More often they get injured or killed doing something very different to shooting at each other on the "Manoeuvres" transport and jumping out of planes for example.
I can certainly understand the POV of people looking in from the outside with Airsoft activities, but better they are out there doing something both physically and mentally challenging than sat around doing little.
I used the 9mm paintball in Denmark with their diemaco's, it was good fun. Live firing execises are the surest way to test you skills. Having watched room clearance with sim rifles, the drills were slick safe and steady.
Cost cutting isn't the problem, skill fade leads to trouble.
A bit like when Maggie Thatcher found out how good the Special Forces guys were after the Embassy siege...
And no, they don't use blanks or paintball ammo.
And a very potentially dangerous fast track to discovering lack of adequate training in others on the same range.
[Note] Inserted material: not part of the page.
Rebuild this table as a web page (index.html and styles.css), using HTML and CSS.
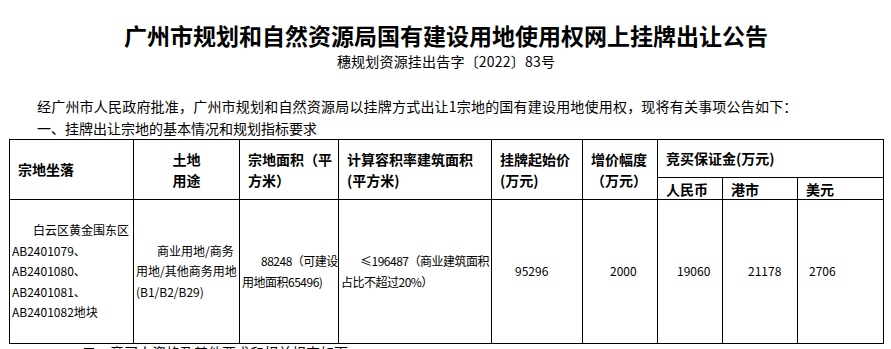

Must be used with extreme caution, although I agree completely with what you are stating.
Airsofted for years, grown out of it now tbh, i moved onto bushcraft and didn't go back
basically airsoft is a mil-sim game of tag similar to paintball but sometimes crossed with tactical situations to add realism.
many people make many things out of it.
for me it was about a good day out with the guys, adrenaline and flashbangs, stories about assaults and wading through smoke to shoot up the opfor (opposing force)
some make it more about the kit and will go to extreme (i do mean extreme) lengths to get very expensive stuff to emulate the looks of whatever it is they're copying whether that be a german soldier, to vietnam soldier to modern soldier or computer games and films (seen a few guys as a USMC Marine from Aliens)
if you get the chance give airsoft a go, pop along to your local site with some friends and see what you think, although the weapons look real outside on the inside they resemble an electric car, same motors, gears and batteries used throughout.
however due to their realism they are legally restricted, the law currently states that even if you have a class 1 firearms licence you cannot legally own an airsoft gun or "replica imitation firearm" as they're known. UK law, nuff said. with the exception of clear plastic or 50% painted bright colours to show it is in fact fake.
i could go into detail but it'd be good bedtime material, suffice to say its long winded.